Personally, I think the most important thing for beginners to consider is that you have the necessary infrastructure. Make sure you can provide water to your planting area. If you have heavy deer pressure, make sure you have deer fencing, or measures in place to deter deer. Etc.
Crocus were likely too deep 🙂 Hopefully, in a year or two, they will work themselves closer to the soil surface and bloom better. Peonies are like that in the South too, so if you purchase any make sure they are close to the soil surface 😊 Great video & tips!
Jessie you do have yoir busness so deal direcly with big stores call them offering single syem or boucqet I know Costco will take it and wondering if you have any table in fron of.your house like.a stend with box where people can leave money, how big is your neibourhood go around offer them some produce again and again untill you meet them all...can take while but.on end they will choose you over anyone around..I know you can make it big idea call big truck company around telling them to find you buyer and take loads of 53 trailers with flowers..much love from VAS transport inc and my name is Vesna
Thanks for the suggestions Vesna!
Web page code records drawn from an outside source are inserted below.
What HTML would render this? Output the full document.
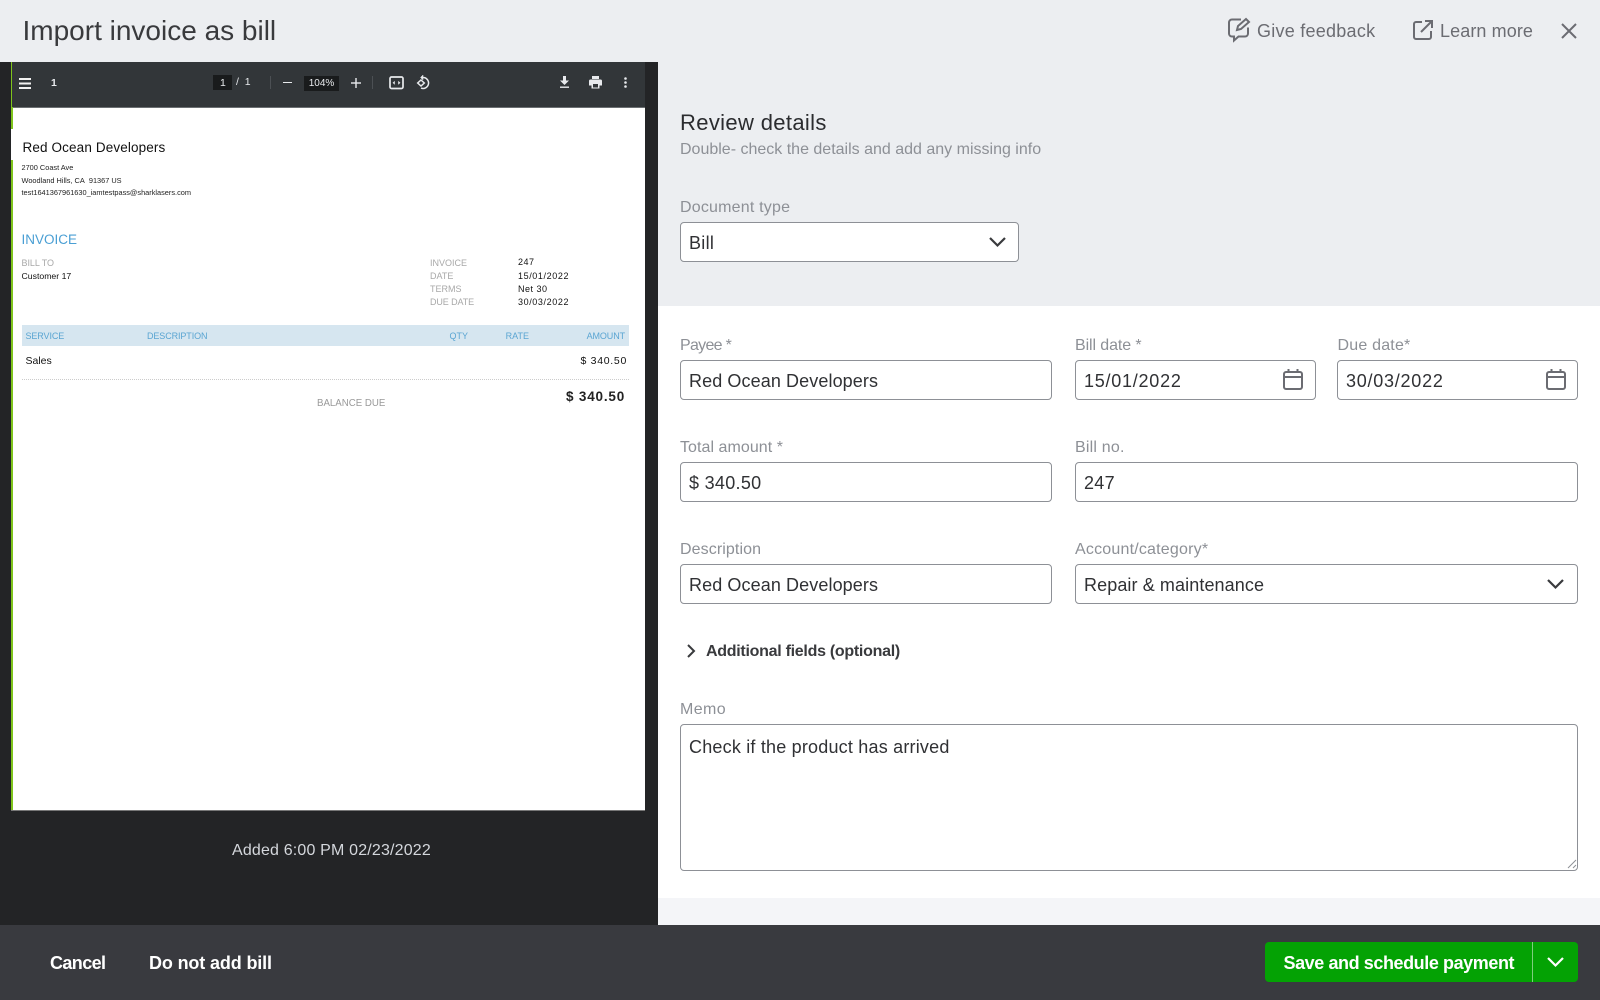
<!DOCTYPE html>
<html><head><meta charset="utf-8"><style>
html,body{margin:0;padding:0}
body{width:1600px;height:1000px;position:relative;overflow:hidden;background:#eceef1;font-family:"Liberation Sans",sans-serif;color:#393a3d}
.a{position:absolute}
.t{position:absolute;white-space:nowrap;line-height:20px;height:20px}
.r{transform:translateX(-100%)}
.lb{font-size:16px;color:#8d9096;letter-spacing:.2px}
.v{font-size:18px;color:#303134;letter-spacing:.1px}
.d{letter-spacing:.75px}
.n{letter-spacing:.3px}
.box{position:absolute;box-sizing:border-box;background:#fff;border:1px solid #8d9096;border-radius:4px}
.p7{font-size:7.37px;color:#222}
.p9{font-size:9px}
.g{color:#a8a8a8}.k{color:#111}.b{color:#5aa5d2}
svg{position:absolute;overflow:visible}
</style></head><body>
<div class="t" style="left:22.500px;top:21px;font-size:28px;line-height:20px;color:#393a3d">Import invoice as bill</div>

<svg style="left:1227px;top:17px" width="26" height="26" fill="none" stroke="#6b6c72" stroke-width="2"><path d="M14 2.500H5a3 3 0 0 0-3 3v11a3 3 0 0 0 3 3h2v4l4.500-4H18a3 3 0 0 0 3-3v-6"/><path d="M10 13l1-4 8-7 3 3-8 7z"/></svg>
<div class="t" style="left:1257px;top:21px;font-size:18px;color:#6b6c72;letter-spacing:.25px">Give feedback</div>
<svg style="left:1412px;top:19px" width="22" height="22" fill="none" stroke="#6b6c72" stroke-width="2"><path d="M10 3H4a2 2 0 0 0-2 2v13a2 2 0 0 0 2 2h13a2 2 0 0 0 2-2v-6"/><path d="M9 13L20 2M13 2h7v7"/></svg>
<div class="t" style="left:1440px;top:21px;font-size:18px;color:#6b6c72;letter-spacing:.1px">Learn more</div>
<svg style="left:1561px;top:23px" width="16" height="16" fill="none" stroke="#6b6c72" stroke-width="2"><path d="M1 1l14 14M15 1L1 15"/></svg>

<!-- left panel -->
<div class="a" style="left:0;top:62px;width:658px;height:863px;background:#232426"></div>
<div class="a" style="left:11px;top:62px;width:2px;height:748px;background:#7fc41c"></div>
<div class="a" style="left:12px;top:62px;width:633px;height:45px;background:#323639"></div>
<div class="a" style="left:11px;top:107px;width:634px;height:703px;background:#fff"></div>
<div class="a" style="left:12px;top:107px;width:633px;height:1px;background:#6b6f72"></div>
<div class="a" style="left:11px;top:810px;width:634px;height:1px;background:#777"></div>
<div class="a" style="left:11px;top:107px;width:2px;height:22px;background:#7fc41c"></div>
<div class="a" style="left:11px;top:160px;width:2px;height:650px;background:#7fc41c"></div>

<!-- toolbar -->
<svg style="left:18.500px;top:78px" width="13" height="11" fill="#f1f1f1"><rect width="12" height="2"/><rect y="4.500" width="12" height="2"/><rect y="9" width="12" height="2"/></svg>
<div class="t" style="left:51px;top:73px;font-size:10.500px;font-weight:bold;color:#e8eaed">1</div>
<div class="a" style="left:213px;top:75px;width:19px;height:15px;background:#191b1c"></div>
<div class="t" style="left:220px;top:73px;font-size:10.500px;color:#e8eaed">1</div>
<div class="t" style="left:236px;top:72px;font-size:10.500px;color:#e8eaed">/&nbsp;&nbsp;1</div>
<div class="a" style="left:270px;top:76px;width:1px;height:13px;background:#4c5054"></div>
<div class="a" style="left:283px;top:82px;width:9px;height:1.400px;background:#e8eaed"></div>
<div class="a" style="left:304px;top:76px;width:35px;height:15px;background:#191b1c"></div>
<div class="t" style="left:304px;top:74px;width:35px;text-align:center;font-size:10px;color:#e8eaed">104%</div>
<svg style="left:350.500px;top:78px" width="10" height="10" fill="#e8eaed"><rect y="4.300" width="10" height="1.400"/><rect x="4.300" width="1.400" height="10"/></svg>
<div class="a" style="left:372px;top:76px;width:1px;height:13px;background:#4c5054"></div>
<svg style="left:388.500px;top:76px" width="15" height="14" fill="none" stroke="#e8eaed" stroke-width="1.700"><rect x="1" y="1" width="13" height="11.500" rx="1.500"/><path d="M4 6.800l1.500-1.300v2.600zM11 6.800L9.500 5.500v2.600z" fill="#e8eaed" stroke-width=".6"/></svg>
<svg style="left:416px;top:74px" width="15" height="16" fill="none" stroke="#e8eaed" stroke-width="1.500"><path d="M7 3.500a5.500 5.500 0 1 1-2 10.600"/><path d="M7 1v5L4.500 3.500z" fill="#e8eaed" stroke-width=".5"/><path d="M5 6l3.300 3L5 12 1.700 9z"/></svg>
<svg style="left:560px;top:76px" width="9" height="12" fill="#e8eaed"><path d="M3 0h3v4.500h3L4.500 9 0 4.500h3z"/><rect y="10.500" width="9" height="1.400"/></svg>
<svg style="left:589px;top:76px" width="13" height="13" fill="#e8eaed"><path d="M3 0h7v3H3zM1.500 3.500h10a1.500 1.500 0 0 1 1.500 1.500v4.500h-2.500V12.500h-8V9.500H0V5a1.500 1.500 0 0 1 1.500-1.500z"/><rect x="4" y="8" width="5" height="3.500" fill="#323639"/></svg>
<svg style="left:624px;top:77px" width="3" height="12" fill="#e8eaed"><circle cx="1.500" cy="1.500" r="1.300"/><circle cx="1.500" cy="5.500" r="1.300"/><circle cx="1.500" cy="9.500" r="1.300"/></svg>

<!-- invoice -->
<div class="t" style="left:22.500px;top:138px;font-size:13.500px;color:#111;letter-spacing:.13px">Red Ocean Developers</div>
<div class="t p7" style="left:21.500px;top:158px">2700 Coast Ave</div>
<div class="t p7" style="left:21.500px;top:170.500px">Woodland Hills, CA&nbsp; 91367 US</div>
<div class="t p7" style="left:21.500px;top:182.500px">test1641367961630_iamtestpass@sharklasers.com</div>
<div class="t" style="left:21.500px;top:230px;font-size:13.500px;color:#4a9fd4">INVOICE</div>
<div class="t p9 g" style="left:21.500px;top:253px;letter-spacing:-.05px">BILL TO</div>
<div class="t p9 k" style="left:21.500px;top:266px;font-size:8.700px">Customer 17</div>
<div class="t p9 g" style="left:430px;top:253px">INVOICE</div>
<div class="t p9 g" style="left:430px;top:266px">DATE</div>
<div class="t p9 g" style="left:430px;top:279px">TERMS</div>
<div class="t p9 g" style="left:430px;top:292px;letter-spacing:-.1px">DUE DATE</div>
<div class="t p9 k" style="left:518px;top:252px;letter-spacing:.5px">247</div>
<div class="t p9 k" style="left:518px;top:266px;letter-spacing:.6px">15/01/2022</div>
<div class="t p9 k" style="left:518px;top:279px;letter-spacing:.5px">Net 30</div>
<div class="t p9 k" style="left:518px;top:292px;letter-spacing:.6px">30/03/2022</div>
<div class="a" style="left:22px;top:324.500px;width:607px;height:21.500px;background:#d6e6f0"></div>
<div class="t p9 b" style="left:25.500px;top:326px;letter-spacing:-.1px">SERVICE</div>
<div class="t p9 b" style="left:147px;top:326px;letter-spacing:-.1px">DESCRIPTION</div>
<div class="t p9 b r" style="left:468px;top:326px">QTY</div>
<div class="t p9 b r" style="left:529px;top:326px">RATE</div>
<div class="t p9 b r" style="left:625px;top:326px;letter-spacing:-.1px">AMOUNT</div>
<div class="t k" style="left:25.500px;top:351px;font-size:10.500px">Sales</div>
<div class="t k r" style="left:627px;top:351px;font-size:10.500px;letter-spacing:.7px">$ 340.50</div>
<div class="a" style="left:22px;top:379px;width:607px;border-top:1px dotted #ccc"></div>
<div class="t g" style="left:317px;top:394px;font-size:9.700px;color:#999">BALANCE DUE</div>
<div class="t r" style="left:625px;top:387px;font-size:13.500px;font-weight:bold;color:#222;letter-spacing:.8px">$ 340.50</div>
<div class="t" style="left:232px;top:841px;font-size:16px;color:#d4d7dc;letter-spacing:.17px">Added 6:00 PM 02/23/2022</div>

<!-- right panel -->
<div class="a" style="left:658px;top:306px;width:942px;height:592px;background:#fff"></div>
<div class="a" style="left:658px;top:898px;width:942px;height:27px;background:#f4f5f8"></div>
<div class="t" style="left:680px;top:113px;font-size:22px;color:#2b2c2f;letter-spacing:.35px">Review details</div>
<div class="t" style="left:680px;top:140px;font-size:16px;color:#8d9096">Double- check the details and add any missing info</div>

<div class="t lb" style="left:680px;top:198px">Document type</div>
<div class="box" style="left:680px;top:222px;width:339px;height:40px"></div>
<div class="t v" style="left:689px;top:233px;letter-spacing:.3px">Bill</div>
<svg style="left:989px;top:237px" width="17" height="10" fill="none" stroke="#393a3d" stroke-width="2.200"><path d="M1 1l7.500 7.500L16 1"/></svg>

<div class="t lb" style="left:680px;top:336px;letter-spacing:-.7px">Payee *</div>
<div class="box" style="left:680px;top:360px;width:372px;height:40px"></div>
<div class="t v" style="left:689px;top:371px">Red Ocean Developers</div>

<div class="t lb" style="left:1075px;top:336px;letter-spacing:-.1px">Bill date *</div>
<div class="box" style="left:1075px;top:360px;width:240.500px;height:40px"></div>
<div class="t v d" style="left:1084px;top:371px">15/01/2022</div>
<svg style="left:1283px;top:369px" width="20" height="21" fill="none" stroke="#6b6c72" stroke-width="2"><rect x="1" y="3" width="18" height="17" rx="2"/><path d="M1 8h18M5.500 0v3M14.500 0v3"/></svg>

<div class="t lb" style="left:1337.500px;top:336px">Due date*</div>
<div class="box" style="left:1337px;top:360px;width:241px;height:40px"></div>
<div class="t v d" style="left:1346px;top:371px">30/03/2022</div>
<svg style="left:1546px;top:369px" width="20" height="21" fill="none" stroke="#6b6c72" stroke-width="2"><rect x="1" y="3" width="18" height="17" rx="2"/><path d="M1 8h18M5.500 0v3M14.500 0v3"/></svg>

<div class="t lb" style="left:680px;top:438px;letter-spacing:.05px">Total amount *</div>
<div class="box" style="left:680px;top:462px;width:372px;height:40px"></div>
<div class="t v n" style="left:689px;top:473px">$ 340.50</div>

<div class="t lb" style="left:1075px;top:438px">Bill no.</div>
<div class="box" style="left:1075px;top:462px;width:503px;height:40px"></div>
<div class="t v n" style="left:1084px;top:473px">247</div>

<div class="t lb" style="left:680px;top:540px;letter-spacing:.1px">Description</div>
<div class="box" style="left:680px;top:564px;width:372px;height:40px"></div>
<div class="t v" style="left:689px;top:575px">Red Ocean Developers</div>

<div class="t lb" style="left:1075px;top:540px">Account/category*</div>
<div class="box" style="left:1075px;top:564px;width:503px;height:40px"></div>
<div class="t v" style="left:1084px;top:575px">Repair &amp; maintenance</div>
<svg style="left:1547px;top:579px" width="17" height="10" fill="none" stroke="#393a3d" stroke-width="2.200"><path d="M1 1l7.500 7.500L16 1"/></svg>

<svg style="left:687px;top:644px" width="8" height="14" fill="none" stroke="#393a3d" stroke-width="2"><path d="M1 1l6 6-6 6"/></svg>
<div class="t" style="left:706px;top:642px;font-size:16px;font-weight:bold;color:#393a3d;letter-spacing:-.28px">Additional fields (optional)</div>

<div class="t lb" style="left:680px;top:700px;letter-spacing:.4px">Memo</div>
<div class="box" style="left:680px;top:724px;width:898px;height:147px"></div>
<div class="t v" style="left:689px;top:737px;letter-spacing:.2px">Check if the product has arrived</div>
<svg style="left:1568px;top:860px" width="9" height="9" fill="none" stroke="#8d9096" stroke-width="1"><path d="M0 8l8-8M5 8l3-3"/></svg>

<!-- footer -->
<div class="a" style="left:0;top:924.500px;width:1600px;height:75.500px;background:#393a3f"></div>
<div class="t" style="left:50px;top:953px;font-size:18px;font-weight:bold;color:#fff;letter-spacing:-.6px">Cancel</div>
<div class="t" style="left:149px;top:953px;font-size:18px;font-weight:bold;color:#fff;letter-spacing:-.14px">Do not add bill</div>
<div class="a" style="left:1265px;top:942px;width:313px;height:40px;background:#04a204;border-radius:4px"></div>
<div class="a" style="left:1532px;top:942px;width:1px;height:40px;background:#7fce7f"></div>
<div class="t" style="left:1283.500px;top:953px;font-size:18px;font-weight:bold;color:#fff;letter-spacing:-.42px">Save and schedule payment</div>
<svg style="left:1547px;top:957px" width="17" height="10" fill="none" stroke="#fff" stroke-width="2.200"><path d="M1 1l7.500 7.500L16 1"/></svg>
</body></html>
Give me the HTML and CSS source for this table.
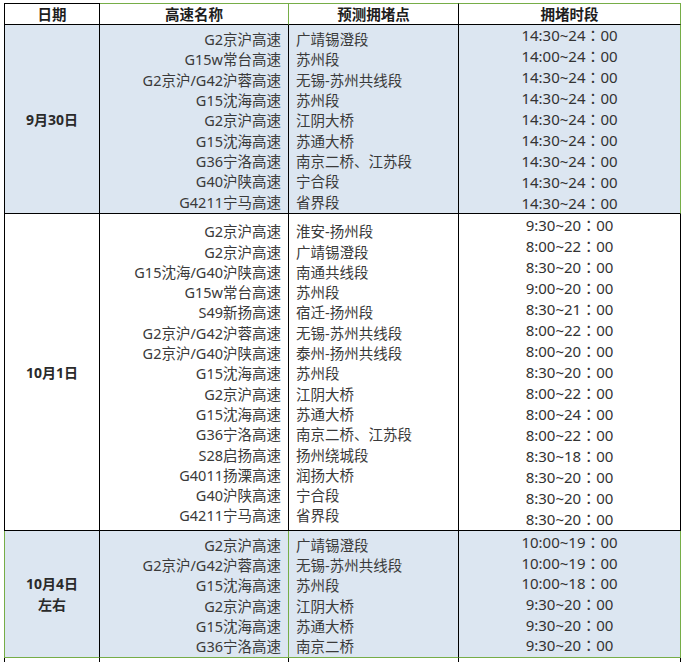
FILE: index.html
```html
<!DOCTYPE html>
<html lang="zh-CN">
<head>
<meta charset="utf-8">
<title>高速拥堵预测</title>
<link rel="stylesheet" href="styles.css">
</head>
<body>
<div class="sheet">
  <div class="c hd date">日期</div>
  <div class="c hd name g-top g-right">高速名称</div>
  <div class="c hd point g-top">预测拥堵点</div>
  <div class="c hd time g-top g-right">拥堵时段</div>

  <div class="c date blue bold">9月30日</div>
  <div class="c name blue">G2京沪高速<br>G15w常台高速<br>G2京沪/G42沪蓉高速<br>G15沈海高速<br>G2京沪高速<br>G15沈海高速<br>G36宁洛高速<br>G40沪陕高速<br>G4211宁马高速</div>
  <div class="c point blue">广靖锡澄段<br>苏州段<br>无锡-苏州共线段<br>苏州段<br>江阴大桥<br>苏通大桥<br>南京二桥、江苏段<br>宁合段<br>省界段</div>
  <div class="c time blue g-right">14:30~24：00<br>14:00~24：00<br>14:30~24：00<br>14:30~24：00<br>14:30~24：00<br>14:30~24：00<br>14:30~24：00<br>14:30~24：00<br>14:30~24：00</div>

  <div class="c date bold">10月1日</div>
  <div class="c name">G2京沪高速<br>G2京沪高速<br>G15沈海/G40沪陕高速<br>G15w常台高速<br>S49新扬高速<br>G2京沪/G42沪蓉高速<br>G2京沪/G40沪陕高速<br>G15沈海高速<br>G2京沪高速<br>G15沈海高速<br>G36宁洛高速<br>S28启扬高速<br>G4011扬溧高速<br>G40沪陕高速<br>G4211宁马高速</div>
  <div class="c point">淮安-扬州段<br>广靖锡澄段<br>南通共线段<br>苏州段<br>宿迁-扬州段<br>无锡-苏州共线段<br>泰州-扬州共线段<br>苏州段<br>江阴大桥<br>苏通大桥<br>南京二桥、江苏段<br>扬州绕城段<br>润扬大桥<br>宁合段<br>省界段</div>
  <div class="c time">9:30~20：00<br>8:00~22：00<br>8:30~20：00<br>9:00~20：00<br>8:30~21：00<br>8:00~22：00<br>8:00~20：00<br>8:30~20：00<br>8:00~22：00<br>8:00~24：00<br>8:00~22：00<br>8:30~18：00<br>8:30~20：00<br>8:30~20：00<br>8:30~20：00</div>

  <div class="c date blue bold g-left g-bottom">10月4日<br>左右</div>
  <div class="c name blue g-right g-bottom">G2京沪高速<br>G2京沪/G42沪蓉高速<br>G15沈海高速<br>G2京沪高速<br>G15沈海高速<br>G36宁洛高速</div>
  <div class="c point blue g-bottom">广靖锡澄段<br>无锡-苏州共线段<br>苏州段<br>江阴大桥<br>苏通大桥<br>南京二桥</div>
  <div class="c time blue g-right g-bottom t3">10:00~19：00<br>10:00~19：00<br>10:00~18：00<br>9:30~20：00<br>9:30~20：00<br>9:30~20：00</div>

  <div class="c date"></div>
  <div class="c name"></div>
  <div class="c point"></div>
  <div class="c time"></div>
</div>
</body>
</html>
```

FILE: styles.css
```css
html, body {
  margin: 0;
  padding: 0;
  background: #ffffff;
}

body {
  padding: 3px 0 0 4px;
  font-family: "Noto Sans", "Noto Sans CJK SC", sans-serif;
  font-size: 14.5px;
  color: #3a3a3a;
}

.sheet {
  display: grid;
  grid-template-columns: 96px 189px 170px 222px;
  grid-template-rows: 22px 189px 317px 127px 20px;
}

.c {
  box-sizing: border-box;
  border-right: 1px solid #000;
  border-bottom: 1px solid #000;
  display: flex;
  flex-direction: column;
  justify-content: center;
  white-space: nowrap;
  overflow: hidden;
}

.date {
  border-left: 1px solid #000;
  align-items: center;
  text-align: center;
  line-height: 21px;
  font-size: 14px;
}

.name {
  align-items: flex-end;
  text-align: right;
  padding-right: 7px;
  line-height: 20.3px;
  padding-top: 3px;
}

.point {
  align-items: flex-start;
  text-align: left;
  padding-left: 7px;
  line-height: 20.3px;
  padding-top: 3px;
}

.time {
  align-items: center;
  text-align: center;
  line-height: 21px;
  color: #333;
  font-family: "Noto Sans", "Noto Sans CJK TC", sans-serif;
  font-size: 15px;
}

.t3 {
  line-height: 20.6px;
}

.hd {
  border-top: 1px solid #000;
  font-weight: bold;
  font-family: "Noto Sans", "Noto Sans CJK SC", sans-serif;
  font-size: 14.5px;
  color: #1e1e1e;
  line-height: 20px;
  padding-top: 0;
  padding-left: 0;
  padding-right: 0;
  align-items: center;
  text-align: center;
}

.bold {
  font-weight: bold;
  color: #2a2a2a;
}

.blue {
  background: #dce6f1;
}

.g-top { border-top-color: #76ad47; }
.g-right { border-right-color: #76ad47; }
.g-left { border-left-color: #76ad47; }
.g-bottom { border-bottom-color: #76ad47; }
```
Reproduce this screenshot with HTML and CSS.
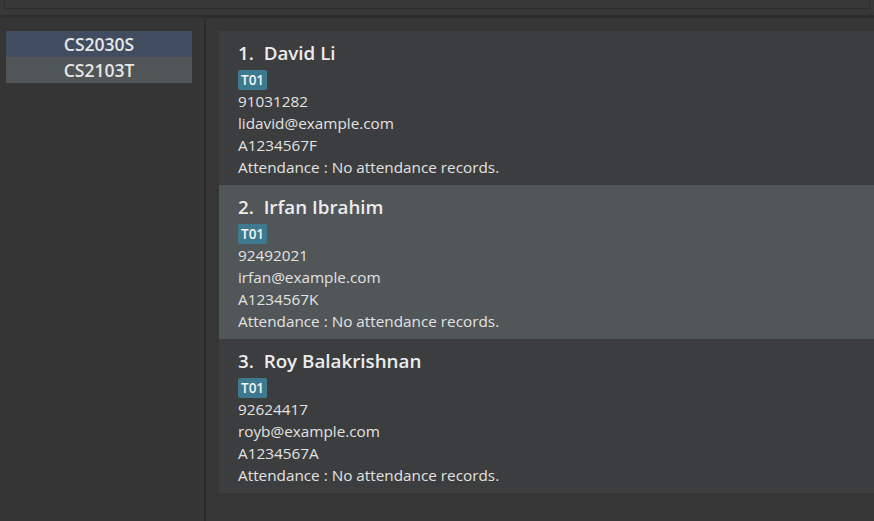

I'm in a very rural area, the closest neighbor is a 10 minute walk. But it's all good. I'm rediscovering why I love flowers and really enjoying learning more about gardening in general. ☺️
Thank you for super advice! It’s so hard to resist all the seeds (and gulp personally, all the bulbs). I’m glad you said something about cool flowers vs spring vs summer flowers. I hadn’t thought of that challenge and plan to put a zillion cottage garden flowers on top of my existing bulb plantings (which are so so pretty at the moment - tulips and daffs and crocus and hyacinth etc). I might need to rethink that. Hm.